A mutação digital do ambiente transformou a relação entre a autopercepção, a projeção do mundo da experiência, a concepção e a execução do ato: a atividade cognitiva daqueles que foram formatados pelo autômato linguístico conectivo tende a perceber o próprio corpo de forma disfórica e a projetar um mundo fantasmático. A relação entre a concepção e a execução do ato se contrai porque o circuito de processamento mental que leva ao ato é acelerado pela estimulação neuronal ininterrupta.

Com cada vez mais estímulos, há cada vez menos tempo para o processamento emocional e cognitivo dos estímulos.

De acordo com o Dicionário Oxford, “brain rot” é a palavra do ano de 2024, já que seu uso na internet universal parece ter se multiplicado 230%. Esta palavra parece corresponder à autopercepção da população jovem contemporânea.

Depois de “brain rot”, vem “romantasy”, um gênero literário em que a ternura e a afeição são apenas fantasia virtual. Em terceiro lugar vem a palavra “demure”, que poderia ser traduzida como reservado, tímido, talvez solitário. Não poderia haver melhor diagnóstico psicopatológico para uma geração que aprendeu a ver a vida como ficção ou como terror.

Em escolas de todo o mundo, os psiquiatras diagnosticam o transtorno de déficit de atenção.
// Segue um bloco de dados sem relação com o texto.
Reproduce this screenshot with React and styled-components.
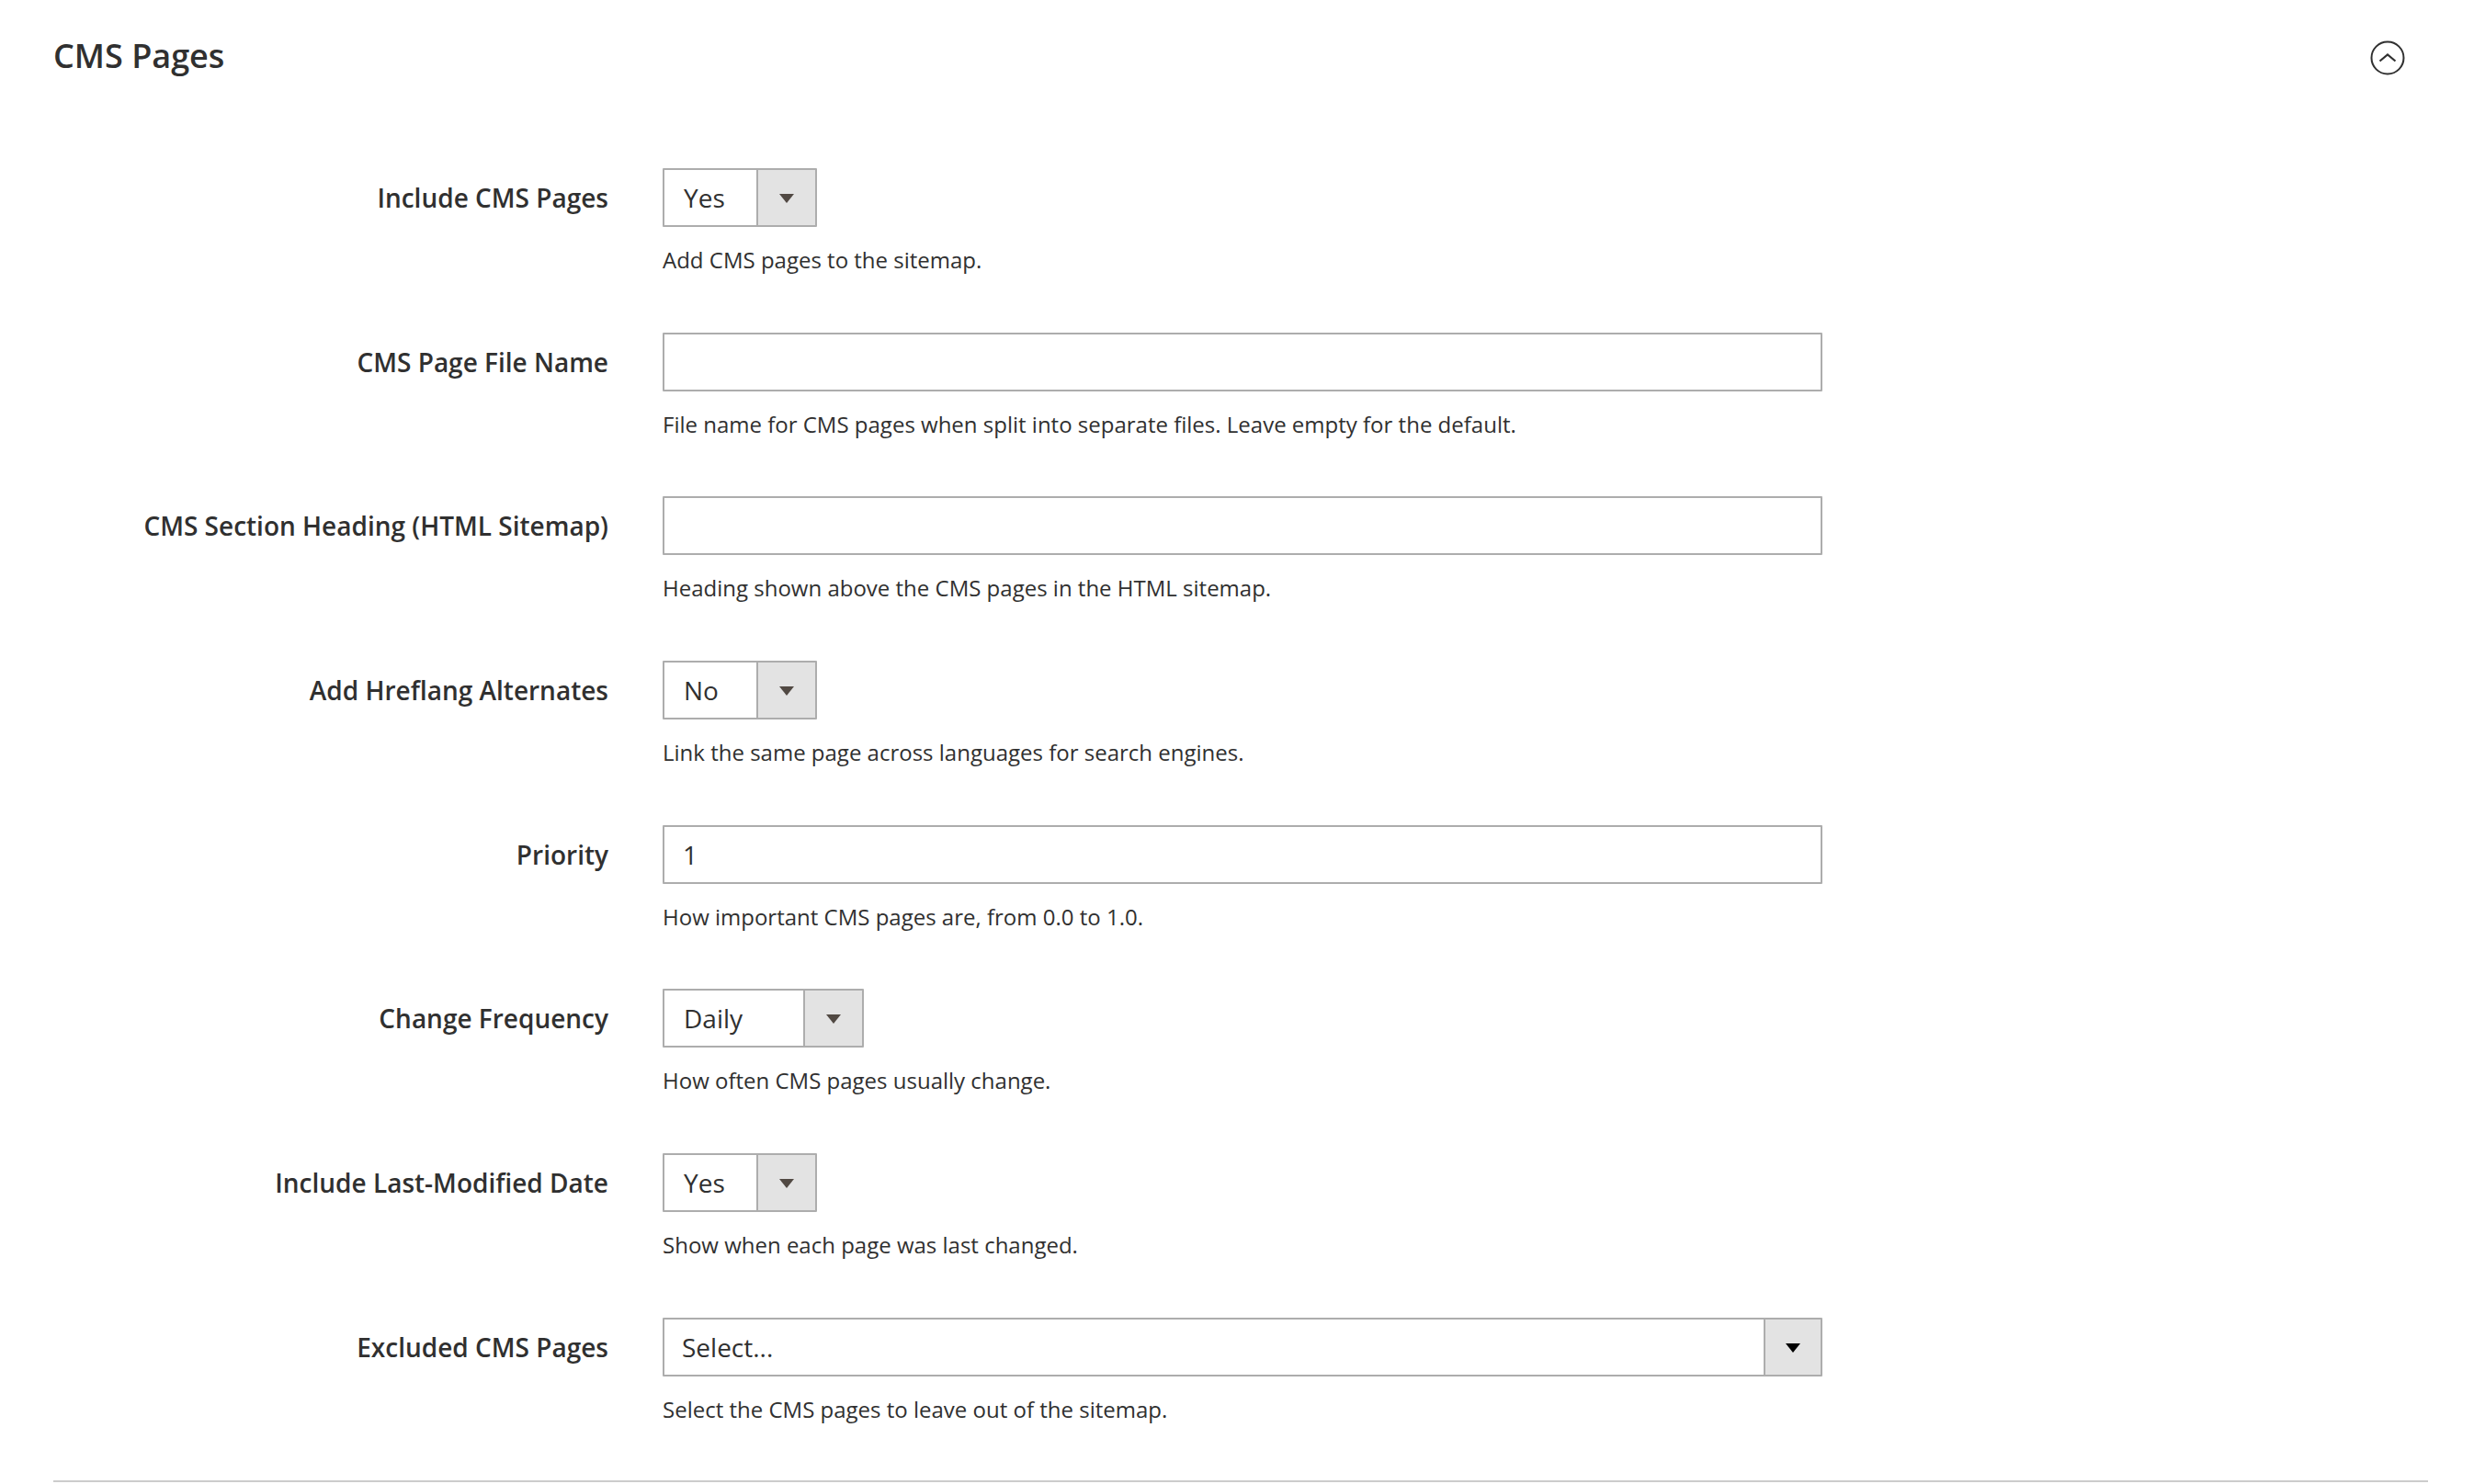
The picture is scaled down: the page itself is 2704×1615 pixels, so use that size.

Um diagnóstico que simplesmente identifica um transtorno, mas não consegue compreender seu contexto, sua gênese ou sua possível evolução.

Deveríamos falar de psicopatia ou de mutação cognitiva?
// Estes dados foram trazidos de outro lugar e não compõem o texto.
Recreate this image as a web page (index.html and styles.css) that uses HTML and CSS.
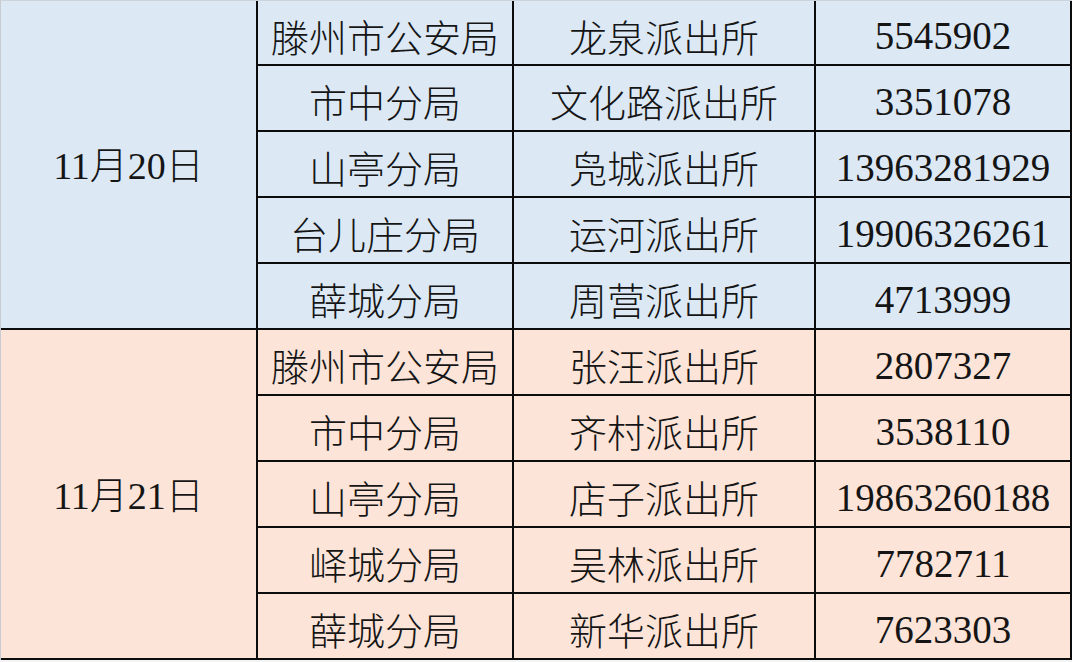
FILE: index.html
```html
<!DOCTYPE html>
<html lang="zh">
<head>
<meta charset="utf-8">
<title>派出所值班表</title>
<link rel="stylesheet" href="styles.css">
</head>
<body>
<table class="duty">
  <colgroup>
    <col class="c-date"><col class="c-bureau"><col class="c-station"><col class="c-phone">
  </colgroup>
  <tbody class="blue">
    <tr><td class="date" rowspan="5">11<span class="cjk">月</span>20<span class="cjk">日</span></td><td class="cjk">滕州市公安局</td><td class="cjk">龙泉派出所</td><td class="phone">5545902</td></tr>
    <tr><td class="cjk">市中分局</td><td class="cjk">文化路派出所</td><td class="phone">3351078</td></tr>
    <tr><td class="cjk">山亭分局</td><td class="cjk">凫城派出所</td><td class="phone">13963281929</td></tr>
    <tr><td class="cjk">台儿庄分局</td><td class="cjk">运河派出所</td><td class="phone">19906326261</td></tr>
    <tr><td class="cjk">薛城分局</td><td class="cjk">周营派出所</td><td class="phone">4713999</td></tr>
  </tbody>
  <tbody class="pink">
    <tr><td class="date" rowspan="5">11<span class="cjk">月</span>21<span class="cjk">日</span></td><td class="cjk">滕州市公安局</td><td class="cjk">张汪派出所</td><td class="phone">2807327</td></tr>
    <tr><td class="cjk">市中分局</td><td class="cjk">齐村派出所</td><td class="phone">3538110</td></tr>
    <tr><td class="cjk">山亭分局</td><td class="cjk">店子派出所</td><td class="phone">19863260188</td></tr>
    <tr><td class="cjk">峄城分局</td><td class="cjk">吴林派出所</td><td class="phone">7782711</td></tr>
    <tr><td class="cjk">薛城分局</td><td class="cjk">新华派出所</td><td class="phone">7623303</td></tr>
  </tbody>
</table>
</body>
</html>
```
FILE: styles.css
```css
html, body {
  margin: 0;
  padding: 0;
  background: #f4f4f4;
  overflow: hidden;
}

.duty {
  border-collapse: separate;
  border-spacing: 0;
  table-layout: fixed;
  width: 1072px;
  border-left: 1px solid #c8ccd0;
  border-top: 1px solid #cdd3da;
  font-family: "Liberation Serif", "Noto Sans CJK SC", serif;
  font-size: 38px;
  font-weight: 400;
  color: #151515;
}

.c-date { width: 257px; }
.c-bureau { width: 256px; }
.c-station { width: 302px; }
.c-phone { width: 256px; }

.duty td {
  box-sizing: border-box;
  height: 66px;
  padding: 6px 0 0 0;
  text-align: center;
  vertical-align: middle;
  white-space: nowrap;
  border-right: 2px solid #0c0c0c;
  border-bottom: 2px solid #0c0c0c;
  line-height: 1;
}

.blue tr:first-child td { height: 65px; }

.cjk {
  font-family: "Noto Sans CJK SC", sans-serif;
  font-weight: 300;
}

.duty td.phone {
  font-size: 39px;
}

.duty td.date {
  padding-top: 0;
  font-size: 38px;
}

.blue td { background: #dce9f5; }
.pink td { background: #fce4d8; }
```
Não sei se os seres humanos estão se tornando cada vez mais estúpidos à medida que os chatbots aprendem a pensar por si mesmos. Sem dúvida, parte da capacidade intelectual será perdida, pois podemos deixá-la nas mãos da máquina linguística. E a consciência, a capacidade de tomar decisões éticas e estéticas, parece destinada a ser expulsa na busca pela otimização da inteligência.
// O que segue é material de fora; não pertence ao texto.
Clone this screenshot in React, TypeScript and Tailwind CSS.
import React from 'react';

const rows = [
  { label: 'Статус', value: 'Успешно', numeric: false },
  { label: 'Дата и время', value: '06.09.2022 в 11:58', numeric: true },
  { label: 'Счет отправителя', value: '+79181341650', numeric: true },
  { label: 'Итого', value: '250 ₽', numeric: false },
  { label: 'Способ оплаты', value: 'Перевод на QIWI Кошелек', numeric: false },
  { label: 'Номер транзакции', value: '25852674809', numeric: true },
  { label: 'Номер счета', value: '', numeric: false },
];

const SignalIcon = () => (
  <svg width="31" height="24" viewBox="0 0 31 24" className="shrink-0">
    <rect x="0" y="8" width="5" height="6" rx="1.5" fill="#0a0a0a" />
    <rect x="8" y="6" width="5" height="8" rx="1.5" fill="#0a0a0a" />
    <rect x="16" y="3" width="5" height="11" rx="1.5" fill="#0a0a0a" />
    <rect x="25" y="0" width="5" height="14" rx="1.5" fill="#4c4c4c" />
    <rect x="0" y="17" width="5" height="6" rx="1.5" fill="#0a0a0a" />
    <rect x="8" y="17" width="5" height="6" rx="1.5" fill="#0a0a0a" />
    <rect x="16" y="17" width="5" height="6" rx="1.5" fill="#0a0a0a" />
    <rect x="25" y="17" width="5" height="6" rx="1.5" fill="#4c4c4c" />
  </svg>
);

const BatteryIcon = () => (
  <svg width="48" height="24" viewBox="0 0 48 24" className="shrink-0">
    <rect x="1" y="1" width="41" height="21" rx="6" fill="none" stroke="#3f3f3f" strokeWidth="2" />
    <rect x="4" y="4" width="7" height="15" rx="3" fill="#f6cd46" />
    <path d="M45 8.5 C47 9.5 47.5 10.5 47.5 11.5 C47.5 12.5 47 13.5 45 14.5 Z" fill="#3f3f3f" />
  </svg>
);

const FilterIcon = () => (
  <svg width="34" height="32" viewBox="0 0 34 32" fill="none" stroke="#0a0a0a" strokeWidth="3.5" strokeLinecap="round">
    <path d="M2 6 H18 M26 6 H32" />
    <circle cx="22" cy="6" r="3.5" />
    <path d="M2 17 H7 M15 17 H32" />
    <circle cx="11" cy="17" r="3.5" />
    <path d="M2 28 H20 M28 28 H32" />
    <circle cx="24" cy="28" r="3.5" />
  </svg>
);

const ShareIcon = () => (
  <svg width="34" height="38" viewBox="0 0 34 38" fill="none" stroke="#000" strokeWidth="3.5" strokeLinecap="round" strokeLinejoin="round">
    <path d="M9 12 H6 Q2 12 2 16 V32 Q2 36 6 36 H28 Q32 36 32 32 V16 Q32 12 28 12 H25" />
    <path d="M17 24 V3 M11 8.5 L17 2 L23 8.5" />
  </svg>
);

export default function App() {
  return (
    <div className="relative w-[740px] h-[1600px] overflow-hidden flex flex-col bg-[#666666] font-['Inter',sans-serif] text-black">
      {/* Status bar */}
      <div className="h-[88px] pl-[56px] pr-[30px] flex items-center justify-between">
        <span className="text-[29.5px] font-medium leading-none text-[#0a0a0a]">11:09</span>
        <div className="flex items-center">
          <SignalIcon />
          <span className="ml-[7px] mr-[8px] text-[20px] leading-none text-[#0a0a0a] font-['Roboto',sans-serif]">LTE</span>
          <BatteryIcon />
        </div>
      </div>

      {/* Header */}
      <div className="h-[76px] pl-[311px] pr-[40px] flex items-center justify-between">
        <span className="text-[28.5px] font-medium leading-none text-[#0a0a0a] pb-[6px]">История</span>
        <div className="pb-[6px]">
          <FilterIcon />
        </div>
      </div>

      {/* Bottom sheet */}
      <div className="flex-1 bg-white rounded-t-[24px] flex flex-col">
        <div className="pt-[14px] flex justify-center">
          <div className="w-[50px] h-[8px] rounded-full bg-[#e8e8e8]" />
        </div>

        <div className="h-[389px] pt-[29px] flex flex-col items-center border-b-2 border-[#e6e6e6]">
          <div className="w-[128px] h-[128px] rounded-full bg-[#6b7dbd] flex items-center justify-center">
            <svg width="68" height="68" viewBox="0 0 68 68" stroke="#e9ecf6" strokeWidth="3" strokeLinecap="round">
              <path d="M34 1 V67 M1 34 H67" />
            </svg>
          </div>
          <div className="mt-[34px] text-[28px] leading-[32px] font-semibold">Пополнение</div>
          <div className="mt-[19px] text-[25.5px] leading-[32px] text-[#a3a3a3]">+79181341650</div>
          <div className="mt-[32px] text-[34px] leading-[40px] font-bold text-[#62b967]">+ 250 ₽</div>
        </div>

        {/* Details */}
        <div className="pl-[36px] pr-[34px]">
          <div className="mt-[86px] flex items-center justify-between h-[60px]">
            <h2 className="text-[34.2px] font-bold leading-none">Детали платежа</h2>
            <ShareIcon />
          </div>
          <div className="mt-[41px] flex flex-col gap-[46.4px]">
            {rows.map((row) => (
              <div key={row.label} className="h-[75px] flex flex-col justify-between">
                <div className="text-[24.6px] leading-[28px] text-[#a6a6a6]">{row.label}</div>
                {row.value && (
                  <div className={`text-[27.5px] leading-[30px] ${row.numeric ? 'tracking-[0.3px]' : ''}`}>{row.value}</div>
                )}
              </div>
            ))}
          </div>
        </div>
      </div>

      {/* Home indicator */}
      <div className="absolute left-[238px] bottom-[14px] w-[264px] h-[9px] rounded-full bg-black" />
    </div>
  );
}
Essa evacuação da consciência pode ser o resultado do processo de alienação.

As tecnocorporações, cujo negócio é essencialmente a gestão da mente, debateram a alienação nos últimos anos.

Dizem que a máquina linguística deve se alinhar com os valores humanos (difíceis de identificar com precisão e provavelmente inexistentes). Mas acredito que o contrário seja verdadeiro: a mente humana foi forçada a se alinhar com o ritmo da máquina cognitiva, que se expande em todas as áreas da criação e do intercâmbio. As mentes da geração jovem foram formatadas no ambiente digital, de modo que sua reatividade cognitiva foi moldada de acordo com padrões que nada têm a ver com a discriminação crítica e a consciência ética.

Na luta pela sobrevivência ambiental, a evacuação da consciência aumenta o poder competitivo da inteligência.

Em termos de competição, o julgamento ético é uma perda de tempo, e a evacuação do pensamento é a culminância do processo que finalmente limpa o planeta da imperfeição.

Em outubro de 2024, Paul Graham comentou sobre a perda da capacidade da escrita em humanos.

Ele parte da consideração de que o autômato inteligente cada vez mais faz o trabalho de escrever por nós.

O que deveríamos esperar dessa substituição da capacidade de escrever?

Segundo Platão, a escrita estava destinada a apagar a memória da mente humana. De fato, apagou, mas apenas em certa medida: a escrita transformou a memória, não a apagou.

Mas agora as máquinas não são apenas capazes de substituir a escrita, mas também o raciocínio. De fato, a escrita permite a organização lógica do pensamento. Perder a capacidade de escrever (algo que está acontecendo em larga escala) significa perder a capacidade de pensar de forma crítica e lógica.

Se me permite um pouco de ironia, posso concluir desta forma: se a população humana está entrando em uma fase de envelhecimento e embrutecimento, se vai desaparecer, não há por que se alarmar.

O planeta será governado pelos herdeiros aperfeiçoados da humanidade: libertos do fardo da consciência ética e da sensibilidade, libertos da dor e do prazer, autômatos inteligentes e implacáveis realizarão o trabalho inútil de produzir e reproduzir a eternidade do capital.